Voice-controlled AI solution combines advanced vision and voice technologies

Renesas Electronics Corporation has announced joint development of a voice-controlled multimodal AI solution that facilitates low-power contactless operation for image processing in vision AI-based IoT and edge systems, including self-checkout machines, security cameras, and video conference systems, and smart appliances such as robotic cleaning devices.

The new solution combines the company’s RZ/V Series vision AI MPU and the low-power multimodal, multi-feature Syntiant NDP120 Neural Decision Processor to provide advanced voice and image processing capabilities.
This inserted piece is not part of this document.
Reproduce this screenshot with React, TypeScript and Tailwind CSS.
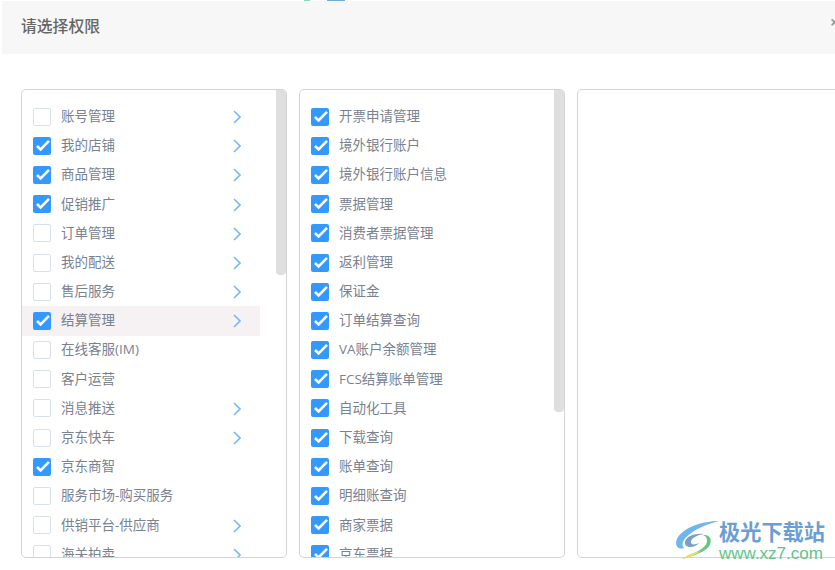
const leftItems = [
  { label: '账号管理', checked: false, arrow: true },
  { label: '我的店铺', checked: true, arrow: true },
  { label: '商品管理', checked: true, arrow: true },
  { label: '促销推广', checked: true, arrow: true },
  { label: '订单管理', checked: false, arrow: true },
  { label: '我的配送', checked: false, arrow: true },
  { label: '售后服务', checked: false, arrow: true },
  { label: '结算管理', checked: true, arrow: true, active: true },
  { label: '在线客服(IM)', checked: false, arrow: false },
  { label: '客户运营', checked: false, arrow: false },
  { label: '消息推送', checked: false, arrow: true },
  { label: '京东快车', checked: false, arrow: true },
  { label: '京东商智', checked: true, arrow: false },
  { label: '服务市场-购买服务', checked: false, arrow: false },
  { label: '供销平台-供应商', checked: false, arrow: true },
  { label: '海关拍卖', checked: false, arrow: true },
];

const midItems = [
  '开票申请管理',
  '境外银行账户',
  '境外银行账户信息',
  '票据管理',
  '消费者票据管理',
  '返利管理',
  '保证金',
  '订单结算查询',
  'VA账户余额管理',
  'FCS结算账单管理',
  '自动化工具',
  '下载查询',
  '账单查询',
  '明细账查询',
  '商家票据',
  '京东票据',
];

const Check = ({ checked }: { checked: boolean }) =>
  checked ? (
    <span className="flex h-[18px] w-[18px] shrink-0 items-center justify-center rounded-[2px] bg-[#3399ff]">
      <svg width="18" height="18" viewBox="0 0 18 18" fill="none">
        <path d="M4 9 L7.6 12.4 L16 3.8" stroke="#fff" strokeWidth="2.6" />
      </svg>
    </span>
  ) : (
    <span className="h-[18px] w-[18px] shrink-0 rounded-[2px] border border-[#d9e0ea] bg-white" />
  );

const Arrow = () => (
  <svg width="8" height="14" viewBox="0 0 8 14" fill="none" className="shrink-0">
    <path d="M1 1 L7 7 L1 13" stroke="#7ab8f5" strokeWidth="1.6" />
  </svg>
);

const Row = ({
  label,
  checked,
  arrow,
  active,
}: {
  label: string;
  checked: boolean;
  arrow?: boolean;
  active?: boolean;
}) => (
  <div className={`flex h-[29.2px] shrink-0 items-center pl-[11px] ${active ? 'bg-[#f6f1f3]' : ''}`}>
    <Check checked={checked} />
    <span className="ml-[10px] mb-[1px] whitespace-nowrap text-[13.5px] text-[#7a8290]">{label}</span>
    {arrow && (
      <span className="ml-auto mr-[19px] mt-[1px]">
        <Arrow />
      </span>
    )}
  </div>
);

const Panel = ({
  thumb,
  listWidth,
  children,
}: {
  thumb: string;
  listWidth: string;
  children: React.ReactNode;
}) => (
  <div className="flex h-[469px] w-[266px] shrink-0 overflow-hidden rounded-[5px] border border-[#d4d4d4] bg-white">
    <div className={`${listWidth} shrink-0 overflow-hidden pt-[12px]`}>{children}</div>
    <div className="ml-auto w-[10px] shrink-0">
      <div className={`${thumb} rounded-b-[4px] bg-[#dfdfdf]`} />
    </div>
  </div>
);

export default function App() {
  return (
    <div
      className="relative h-[570px] w-[835px] overflow-hidden bg-white"
      style={{ fontFamily: '"Open Sans", "Noto Sans CJK SC", "Liberation Sans", sans-serif' }}
    >
      {/* 顶部露出的一点图标 */}
      <div className="absolute left-[304px] top-0 h-px w-[6px] bg-[#7fdcc0]" />
      <div className="absolute left-[327px] top-0 h-px w-[18px] bg-[#6fa9de]" />

      <div className="ml-[2px] mt-px flex h-[53px] items-center bg-[#f7f7f7] pb-[2px] pl-[19px]">
        <span className="text-[15.8px] font-medium text-[#666666]">请选择权限</span>
      </div>

      <div className="ml-[21px] mt-[35px] flex gap-[12px]">
        <Panel thumb="h-[185px]" listWidth="w-[238px]">
          {leftItems.map((item) => (
            <Row key={item.label} {...item} />
          ))}
        </Panel>
        <Panel thumb="h-[322px]" listWidth="w-[238px]">
          {midItems.map((label) => (
            <Row key={label} label={label} checked />
          ))}
        </Panel>
        <div className="h-[469px] w-[290px] shrink-0 rounded-[5px] border border-[#d4d4d4] bg-white" />
      </div>

      {/* 水印 */}
      <div className="absolute left-[675px] top-[519px] flex items-start">
        <svg width="46" height="42" viewBox="0 0 46 42" fill="none">
          <path d="M44 2 C28 2 8 8 2 20 C-1 27 4 31 9 29 C3 23 16 9 44 2 Z" fill="#6fb6ea" />
          <path d="M10 23 C11 17 20 14 29 15 C22 16 16 19 16 23 C16 26 20 26 24 24 C19 30 9 29 10 23 Z" fill="#7a9fc9" />
          <path d="M28 16 C38 15 38 26 30 31 C24 35 15 38 7 40 C18 34 32 30 32 22 C32 19 31 17 28 16 Z" fill="#63c77c" />
          <path d="M7 40 C13 35 20 33 26 32 C20 36 13 39 7 40 Z" fill="#e5df6c" />
        </svg>
        <div className="ml-[-2px] flex flex-col">
          <span className="whitespace-nowrap text-[21.2px] font-bold leading-[25px] text-[#6b9ed6]">极光下载站</span>
          <span
            className="mt-px whitespace-nowrap text-[17px] leading-[18px] text-[#62c48a]"
            style={{ fontFamily: '"Liberation Sans", sans-serif' }}
          >
            www.xz7.com
          </span>
        </div>
      </div>

      {/* 关闭按钮，被窗口裁掉一半 */}
      <div className="absolute left-[830px] top-[14px] text-[16px] font-bold leading-[16px] text-[#9a9a9a]">×</div>
    </div>
  );
}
The joint solution offers always-on functionality with quick voice-triggered activation from standby mode to implement object recognition, facial recognition, and other vision-based tasks that are crucial functions in security cameras and other systems. For example, while user-defined voice cues drive activation and system operation, vision AI recognition tracks operator behaviour and controls operation or issues a warning when suspicious actions are identified.

The multimodal architecture makes it simpler to produce contactless user experiences for vision AI-based systems. Utilising a dedicated, power-efficient chip for voice recognition decreases standby power consumption while expediting system development because it is feasible to develop software independently of the vision AI functionality.

“We anticipate that demand for multimodal systems that use multiple streams of input information – both image and voice – will increase moving forward as a way to improve both ease of use and safety,” said Hiroto Nitta, senior vice president and head of SoC Business in the IoT and Infrastructure Business Unit at Renesas. “Through the collaboration between Renesas, a leader in low-power image AI technology, and Syntiant, a leader in voice AI technology, we will accelerate the adoption of low-power, ultra-small smart voice AI technology in embedded systems and deliver new combined solutions to customers globally.”

“Voice-based user interfaces will make it possible for customers to deliver new user experiences that bring the next generation of innovative ideas from concept to reality, said Syntiant CEO, Kurt Busch. “We’ve already shipped more than 15 million of our deep learning NDPs globally to enable always-on voice in a wide variety of consumer and industrial IoT applications. Our collaboration with Renesas delivers a powerful, low-power voice and image solution that is certain to accelerate traction among a global customer base in a variety of devices and use cases.”

The new voice-controlled multimodal AI solution employs multiple mutually compatible devices from the wider Renesas portfolio to provide customers with an elevated prototyping platform for faster time to market and reduced risk. The new solution is part of the company’s Winning Combinations, which offer compelling analog, power, and embedded processing product combinations that aid customers to accelerate their designs and get to market faster.